## Begin

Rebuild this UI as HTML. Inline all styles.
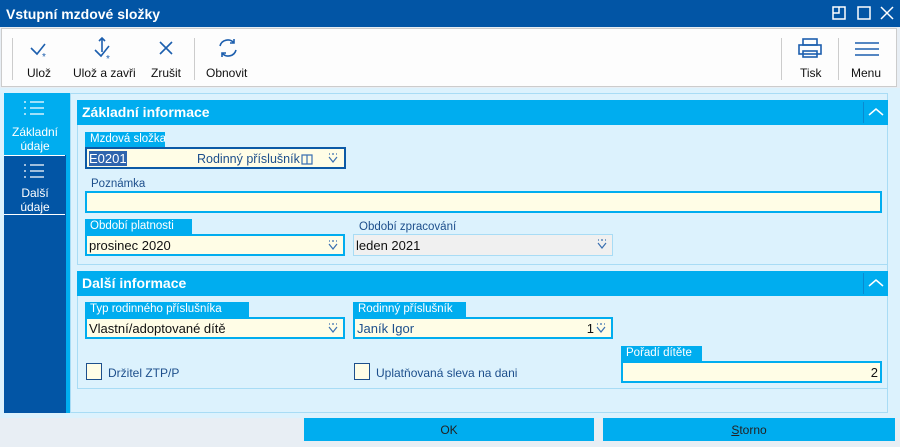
<!DOCTYPE html>
<html><head><meta charset="utf-8"><style>
*{box-sizing:border-box;margin:0;padding:0}
body{width:900px;height:447px;overflow:hidden;background:#e8eef4;font-family:"Liberation Sans",sans-serif;font-size:13px;position:relative}
.a{position:absolute;white-space:nowrap}
.title{left:0;top:0;width:900px;height:27px;background:#0255a5;color:#fff;font-weight:bold;font-size:14px;padding:6px 0 0 6px}
.tb{left:1px;top:28px;width:896px;height:59px;background:#fdfdfd;border:1px solid #ccc}
.sep{width:1px;height:42px;background:#ccc;top:38px}
.tbl{top:66px;font-size:12px;color:#111;text-align:center}
.main{left:70px;top:93px;width:818px;height:320px;background:#dcf2fd;border:1px solid #a8dcf5}
.hdr{background:#00adef;color:#fff;font-weight:bold;font-size:14px;padding:4px 0 0 5px;height:25px}
.sec{border:1px solid #a8dcf5}
.lab{background:#00adef;color:#fff;font-size:11.5px;padding:1px 5px 0;height:15px;overflow:hidden}
.lab2{color:#1d4f8c;font-size:11.5px;padding:1px 6px 0}
.inp{background:#fffde6;border:2px solid #00adef;height:22px;font-size:13px;padding:2px 2px;color:#111}
.dd{position:absolute;right:4px;top:4px}
.cb{width:16px;height:17px;border:1px solid #1d4f8c;background:#fffde6}
.btn{background:#00adef;top:418px;height:23px;text-align:center;padding-top:5px;font-size:12px;color:#222}
</style></head><body>
<div class="a title">Vstupní mzdové složky</div>
<svg class="a" style="left:828px;top:4px" width="72" height="20" fill="none" stroke="#fff" stroke-width="1.5">
<rect x="5" y="3" width="12" height="12"/><path d="M5 9h6V3"/>
<rect x="30" y="3" width="12" height="12"/><path d="M53 3l12 12M65 3l-12 12"/></svg>
<div class="a tb"></div>
<div class="a sep" style="left:12px"></div><div class="a sep" style="left:194px"></div>
<div class="a sep" style="left:781px"></div><div class="a sep" style="left:838px"></div>
<svg class="a" style="left:0;top:36px" width="900" height="30" fill="none" stroke="#1d5fae" stroke-width="1.6">
<path d="M31 12l6 6 8-10"/><text x="42" y="24" font-size="10" fill="#1d5fae" stroke="none">*</text>
<path d="M95 14l6 6 8-10M102 2v14M99 5l3-3 3 3"/><text x="106" y="26" font-size="10" fill="#1d5fae" stroke="none">*</text>
<path d="M160 6l12 12M172 6l-12 12"/>
<path d="M220 10a8 8 0 0 1 14-3M236 14a8 8 0 0 1-14 3M234 3v4h-4M222 21v-4h4"/>
<rect x="799" y="9" width="22" height="9"/><rect x="803" y="3" width="14" height="6"/><rect x="803" y="15" width="14" height="6"/>
<path d="M855 7h24M855 13h24M855 19h24"/></svg>
<div class="a tbl" style="left:27px">Ulož</div>
<div class="a tbl" style="left:73px">Ulož a zavři</div>
<div class="a tbl" style="left:151px">Zrušit</div>
<div class="a tbl" style="left:206px">Obnovit</div>
<div class="a tbl" style="left:800px">Tisk</div>
<div class="a tbl" style="left:851px">Menu</div>
<div class="a" style="left:0;top:88px;width:900px;height:330px;background:#dcf2fd"></div>
<div class="a" style="left:4px;top:93px;width:62px;height:320px;background:#0255a5"></div>
<div class="a" style="left:66px;top:93px;width:4px;height:320px;background:#00adef"></div>
<div class="a" style="left:4px;top:93px;width:62px;height:62px;background:#00adef"></div>
<div class="a" style="left:4px;top:155px;width:61px;height:60px;background:#0255a5;border-top:1px solid #fff;border-bottom:1px solid #fff"></div>
<svg class="a" style="left:20px;top:98px" width="30" height="80" stroke="#fff" stroke-width="1.3"><path d="M4 4h2M10 4h14M4 10h2M10 10h14M4 16h2M10 16h14M4 67h2M10 67h14M4 73h2M10 73h14M4 79h2M10 79h14"/></svg>
<div class="a" style="left:4px;top:125px;width:62px;text-align:center;color:#fff;font-size:12px;line-height:14px">Základní<br>údaje</div>
<div class="a" style="left:4px;top:186px;width:62px;text-align:center;color:#fff;font-size:12px;line-height:14px">Další<br>údaje</div>
<div class="a main"></div>
<div class="a sec" style="left:77px;top:100px;width:811px;height:165px"></div>
<div class="a hdr" style="left:77px;top:100px;width:811px">Základní informace</div>
<div class="a" style="left:863px;top:102px;width:1px;height:21px;background:#0a8ad0"></div>
<svg class="a" style="left:868px;top:106px" width="16" height="12" fill="none" stroke="#fff" stroke-width="1.5"><path d="M1 9l7-6 7 6"/></svg>
<div class="a lab" style="left:85px;top:132px;width:80px">Mzdová složka</div>
<div class="a inp" style="left:85px;top:147px;width:261px;border-color:#0c5aa6"><span style="background:#2f64ad;color:#fff">E0201</span><span style="position:absolute;left:110px;top:3px;font-size:12.5px;color:#1d4f8c">Rodinný příslušník</span>
<svg class="dd" width="40" height="12" fill="none" stroke="#3a6fb0" stroke-width="1.2" style="right:3px"><path d="M1 2h5v9H1zM6 2h5v9H6z"/><path d="M28 4l4 5 4-5M28 1h1M31 1h2M35 1h1" /></svg></div>
<div class="a lab2" style="left:85px;top:177px">Poznámka</div>
<div class="a inp" style="left:85px;top:191px;width:797px"></div>
<div class="a lab" style="left:85px;top:219px;width:107px">Období platnosti</div>
<div class="a inp" style="left:85px;top:234px;width:260px">prosinec 2020<svg class="dd" width="12" height="12" fill="none" stroke="#3a6fb0" stroke-width="1.2"><path d="M2 4l4 5 4-5M2 1h1M5 1h2M9 1h1"/></svg></div>
<div class="a lab2" style="left:353px;top:220px">Období zpracování</div>
<div class="a inp" style="left:353px;top:234px;width:260px;background:#f0f0f0;border:1px solid #a8dcf5;padding-top:3px">leden 2021<svg class="dd" width="12" height="12" fill="none" stroke="#3a6fb0" stroke-width="1.2"><path d="M2 4l4 5 4-5M2 1h1M5 1h2M9 1h1"/></svg></div>
<div class="a sec" style="left:77px;top:271px;width:811px;height:118px"></div>
<div class="a hdr" style="left:77px;top:271px;width:811px">Další informace</div>
<div class="a" style="left:863px;top:273px;width:1px;height:21px;background:#0a8ad0"></div>
<svg class="a" style="left:868px;top:277px" width="16" height="12" fill="none" stroke="#fff" stroke-width="1.5"><path d="M1 9l7-6 7 6"/></svg>
<div class="a lab" style="left:85px;top:302px;width:164px">Typ rodinného příslušníka</div>
<div class="a inp" style="left:85px;top:317px;width:260px">Vlastní/adoptované dítě<svg class="dd" width="12" height="12" fill="none" stroke="#3a6fb0" stroke-width="1.2"><path d="M2 4l4 5 4-5M2 1h1M5 1h2M9 1h1"/></svg></div>
<div class="a lab" style="left:353px;top:302px;width:113px">Rodinný příslušník</div>
<div class="a inp" style="left:353px;top:317px;width:260px;color:#1d4f8c">Janík Igor<span style="position:absolute;right:17px;top:2px;color:#111">1</span><svg class="dd" width="12" height="12" fill="none" stroke="#3a6fb0" stroke-width="1.2"><path d="M2 4l4 5 4-5M2 1h1M5 1h2M9 1h1"/></svg></div>
<div class="a cb" style="left:86px;top:363px"></div>
<div class="a" style="left:108px;top:366px;font-size:12px;color:#1d4f8c">Držitel ZTP/P</div>
<div class="a cb" style="left:354px;top:363px"></div>
<div class="a" style="left:376px;top:366px;font-size:12px;color:#1d4f8c">Uplatňovaná sleva na dani</div>
<div class="a lab" style="left:621px;top:346px;width:81px">Pořadí dítěte</div>
<div class="a inp" style="left:621px;top:361px;width:261px;text-align:right">2</div>
<div class="a btn" style="left:304px;width:290px">OK</div>
<div class="a btn" style="left:603px;width:292px"><u>S</u>torno</div>
</body></html>
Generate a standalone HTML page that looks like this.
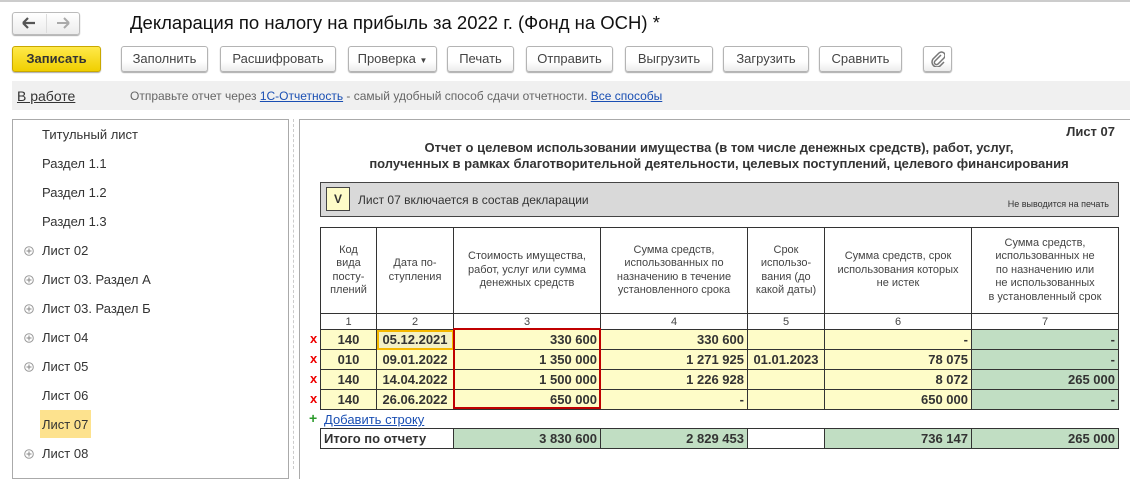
<!DOCTYPE html>
<html><head><meta charset="utf-8"><style>
*{box-sizing:border-box;margin:0;padding:0}
body{width:1130px;height:466px;overflow:hidden;background:#fff;font-family:"Liberation Sans",Arial,sans-serif;color:#333;position:relative;font-size:13px}
.a{position:absolute}
.btn{position:absolute;top:46px;height:26px;border:1px solid #b4b4b4;border-radius:3px;background:linear-gradient(#fff 60%,#ececec);box-shadow:0 1px 1px #aaa;font-size:13px;color:#444;text-align:center;line-height:24px}
.li{position:absolute;left:42px;font-size:13px;color:#333}
.pl{position:absolute;left:24px;width:10px;height:10px}
table{position:absolute;left:320px;top:227px;border-collapse:collapse;font-size:11px}
td{border:1px solid #333;text-align:center;padding:0 3px;color:#444}
.h td{height:86px;vertical-align:middle;line-height:13.5px}
.n td{height:16px}
.d td{height:20px;background:#fefcc8;font-weight:bold;font-size:13px;color:#333}
.d td.r,.t td.r{text-align:right}
.d td.g,.t td.g{background:#c1dec3}
.t td{height:20px;font-weight:bold;font-size:13px;color:#333}
.x{position:absolute;left:310px;color:#e00;font-weight:bold;font-size:13px}
</style></head><body>
<div class="a" style="left:0;top:0;width:1130px;height:2px;background:#ccc"></div>
<div class="a" style="left:12px;top:12px;width:68px;height:23px;border:1px solid #bbb;border-radius:3px;background:linear-gradient(#fff,#ececec);box-shadow:0 1px 1px #aaa"></div>
<div class="a" style="left:46px;top:14px;width:1px;height:19px;background:#ddd"></div>
<svg class="a" style="left:22px;top:17px" width="14" height="12"><path d="M1 6H13M1 6L6 1M1 6L6 11" stroke="#555" stroke-width="2.2" fill="none"/></svg>
<svg class="a" style="left:56px;top:17px" width="14" height="12"><path d="M1 6H13M13 6L8 1M13 6L8 11" stroke="#aaa" stroke-width="2" fill="none"/></svg>
<div class="a" style="left:130px;top:12px;font-size:18.5px;color:#111">Декларация по налогу на прибыль за 2022 г. (Фонд на ОСН) *</div>
<div class="btn" style="left:12px;width:89px;background:linear-gradient(#ffe94a,#f0cf00);border-color:#c9a800;color:#333;font-weight:bold">Записать</div>
<div class="btn" style="left:121px;width:87px">Заполнить</div>
<div class="btn" style="left:220px;width:116px">Расшифровать</div>
<div class="btn" style="left:348px;width:89px">Проверка <span style="font-size:8px">▼</span></div>
<div class="btn" style="left:447px;width:67px">Печать</div>
<div class="btn" style="left:526px;width:87px">Отправить</div>
<div class="btn" style="left:625px;width:88px">Выгрузить</div>
<div class="btn" style="left:723px;width:86px">Загрузить</div>
<div class="btn" style="left:819px;width:83px">Сравнить</div>
<div class="btn" style="left:923px;width:29px"><svg width="14" height="16" style="margin-top:4px"><path d="M10 4L4 10a2 2 0 0 0 3 3l6-6a3.5 3.5 0 0 0-5-5L2 8a5 5 0 0 0 7 7l4-4" stroke="#777" stroke-width="1.5" fill="none"/></svg></div>
<div class="a" style="left:12px;top:81px;width:1118px;height:29px;background:#f0f0f0"></div>
<div class="a" style="left:17px;top:88px;font-size:14px;color:#333;text-decoration:underline">В работе</div>
<div class="a" style="left:130px;top:89px;font-size:12px;color:#666">Отправьте отчет через <span style="color:#1a4fb3;text-decoration:underline">1С-Отчетность</span> - самый удобный способ сдачи отчетности. <span style="color:#1a4fb3;text-decoration:underline">Все способы</span></div>
<div class="a" style="left:12px;top:119px;width:277px;height:360px;border:1px solid #aaa"></div>
<div class="a" style="left:293px;top:119px;width:0;height:350px;border-left:1px dashed #ccc"></div>
<div class="a" style="left:299px;top:119px;width:831px;height:360px;border-top:1px solid #aaa;border-left:1px solid #aaa"></div>
<div class="li" style="top:127px">Титульный лист</div>
<div class="li" style="top:156px">Раздел 1.1</div>
<div class="li" style="top:185px">Раздел 1.2</div>
<div class="li" style="top:214px">Раздел 1.3</div>
<svg class="pl" style="top:246px"><circle cx="5" cy="5" r="4.3" stroke="#999" fill="none"/><path d="M2.5 5H7.5M5 2.5V7.5" stroke="#888"/></svg><div class="li" style="top:243px">Лист 02</div>
<svg class="pl" style="top:275px"><circle cx="5" cy="5" r="4.3" stroke="#999" fill="none"/><path d="M2.5 5H7.5M5 2.5V7.5" stroke="#888"/></svg><div class="li" style="top:272px">Лист 03. Раздел А</div>
<svg class="pl" style="top:304px"><circle cx="5" cy="5" r="4.3" stroke="#999" fill="none"/><path d="M2.5 5H7.5M5 2.5V7.5" stroke="#888"/></svg><div class="li" style="top:301px">Лист 03. Раздел Б</div>
<svg class="pl" style="top:333px"><circle cx="5" cy="5" r="4.3" stroke="#999" fill="none"/><path d="M2.5 5H7.5M5 2.5V7.5" stroke="#888"/></svg><div class="li" style="top:330px">Лист 04</div>
<svg class="pl" style="top:362px"><circle cx="5" cy="5" r="4.3" stroke="#999" fill="none"/><path d="M2.5 5H7.5M5 2.5V7.5" stroke="#888"/></svg><div class="li" style="top:359px">Лист 05</div>
<div class="li" style="top:388px">Лист 06</div>
<div class="a" style="left:40px;top:410px;width:51px;height:28px;background:#fde28e"></div>
<div class="li" style="top:417px">Лист 07</div>
<svg class="pl" style="top:449px"><circle cx="5" cy="5" r="4.3" stroke="#999" fill="none"/><path d="M2.5 5H7.5M5 2.5V7.5" stroke="#888"/></svg><div class="li" style="top:446px">Лист 08</div>
<div class="a" style="left:1000px;top:124px;width:115px;text-align:right;font-weight:bold;font-size:13px">Лист 07</div>
<div class="a" style="left:320px;top:140px;width:798px;text-align:center;font-weight:bold;font-size:13px;line-height:16px">Отчет о целевом использовании имущества (в том числе денежных средств), работ, услуг,<br>полученных в рамках благотворительной деятельности, целевых поступлений, целевого финансирования</div>
<div class="a" style="left:320px;top:182px;width:799px;height:35px;background:#d9d9d9;border:1px solid #444"></div>
<div class="a" style="left:326px;top:187px;width:24px;height:24px;background:#fefcc8;border:1px solid #444;text-align:center;line-height:22px;font-weight:bold;font-size:12px">V</div>
<div class="a" style="left:358px;top:193px;font-size:12px;color:#333">Лист 07 включается в состав декларации</div>
<div class="a" style="left:1000px;top:199px;width:109px;text-align:right;font-size:9px;color:#333">Не выводится на печать</div>
<table>
<colgroup><col style="width:56px"><col style="width:77px"><col style="width:147px"><col style="width:147px"><col style="width:77px"><col style="width:147px"><col style="width:147px"></colgroup>
<tr class="h"><td>Код<br>вида<br>посту-<br>плений</td><td>Дата по-<br>ступления</td><td>Стоимость имущества,<br>работ, услуг или сумма<br>денежных средств</td><td>Сумма средств,<br>использованных по<br>назначению в течение<br>установленного срока</td><td>Срок<br>использо-<br>вания (до<br>какой даты)</td><td>Сумма средств, срок<br>использования которых<br>не истек</td><td>Сумма средств,<br>использованных не<br>по назначению или<br>не использованных<br>в установленный срок</td></tr>
<tr class="n"><td>1</td><td>2</td><td>3</td><td>4</td><td>5</td><td>6</td><td>7</td></tr>
<tr class="d"><td>140</td><td style="outline:2px solid #f5b800;outline-offset:-2px;background:#f3f1c5">05.12.2021</td><td class="r">330 600</td><td class="r">330 600</td><td></td><td class="r">-</td><td class="r g">-</td></tr>
<tr class="d"><td>010</td><td>09.01.2022</td><td class="r">1 350 000</td><td class="r">1 271 925</td><td>01.01.2023</td><td class="r">78 075</td><td class="r g">-</td></tr>
<tr class="d"><td>140</td><td>14.04.2022</td><td class="r">1 500 000</td><td class="r">1 226 928</td><td></td><td class="r">8 072</td><td class="r g">265 000</td></tr>
<tr class="d"><td>140</td><td>26.06.2022</td><td class="r">650 000</td><td class="r">-</td><td></td><td class="r">650 000</td><td class="r g">-</td></tr>
<tr><td colspan="7" style="border:none;height:19px"></td></tr>
<tr class="t"><td colspan="2" style="text-align:left">Итого по отчету</td><td class="r g">3 830 600</td><td class="r g">2 829 453</td><td></td><td class="r g">736 147</td><td class="r g">265 000</td></tr>
</table>
<div class="a" style="left:453px;top:328px;width:148px;height:81px;border:2px solid #c00000"></div>
<div class="x" style="top:331px">x</div>
<div class="x" style="top:351px">x</div>
<div class="x" style="top:371px">x</div>
<div class="x" style="top:391px">x</div>
<div class="a" style="left:309px;top:410px;color:#2a9a2a;font-weight:bold;font-size:14px">+</div>
<div class="a" style="left:324px;top:412px;font-size:13px;color:#1a4fb3;text-decoration:underline">Добавить строку</div>
</body></html>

## End

REQUIREMENT: In the material above, show every line where the word "this" turns up.

RESULT BELOW:
Rebuild this UI as HTML. Inline all styles.
Generate a standalone HTML page that looks like this.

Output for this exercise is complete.